Penitential station, Cahermakerrila, Co. Clare
Co. Clare |
Holy Sites & Wells
On a low grass-covered cairn on the Burren plateau, there sits a broken arch of unworked limestone just large enough to fit a human head.
That, according to local tradition, was precisely the point. The arch, now in three pieces though originally a single weathered stone, rises only 0.37 metres at its interior height, its two arms embedded into the cairn beneath. The remedy it offered was straightforward: insert your head into the space below, and a headache would be cured.
The site sits within a multiperiod field system at the southern base of a low east-west ridge, in pasture that has been worked and reworked across many centuries. It was recorded on Tim Robinson's map of the Burren as far back as 1977, noted simply as an "arched stone for headache cure," though official records had classified it as a possible fulacht fia, a type of prehistoric cooking site typically identified by a horseshoe-shaped mound of burnt stone near a water source.
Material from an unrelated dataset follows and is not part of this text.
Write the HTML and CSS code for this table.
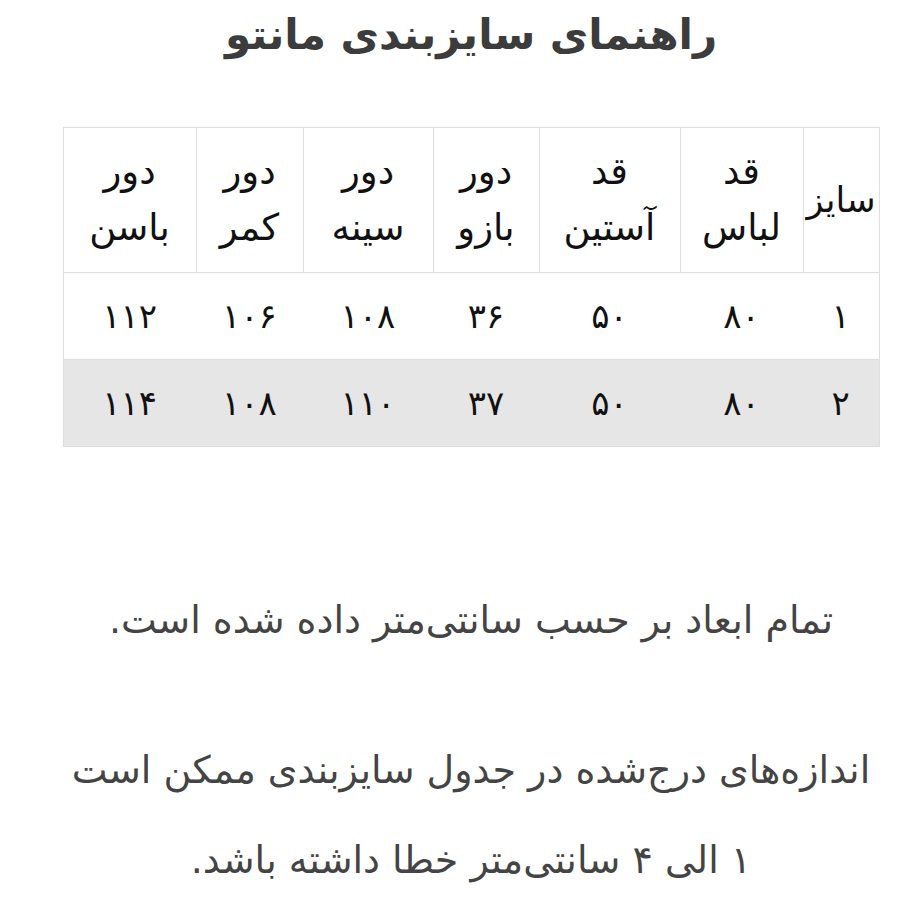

What makes the classification awkward is the site's obvious relationship with the sacred rather than the culinary: the arch faces directly towards St. Colman's well, which lies roughly two metres to the south. Holy wells across Ireland were long associated with healing rituals and patron saints' feast days, and the combination here of a well, a curative stone, and a nearby hut site suggests a cluster of devotional activity that probably developed over a long period. The penitential station designation, implying a place of prayer or physical ritual as part of a spiritual practice, seems to fit the evidence rather better than the burnt-mound theory.
The cairn itself is modest, barely 2.8 metres in diameter and 0.4 metres high, easy to overlook in the rough pasture of the plateau. The arch faces south towards the well, and a hut site lies just four metres beyond that, on the well's far side. An enclosure sits around 94 metres to the east. The landscape here holds a great deal in a small space, and the broken arch at its centre is the kind of object that rewards a slow look.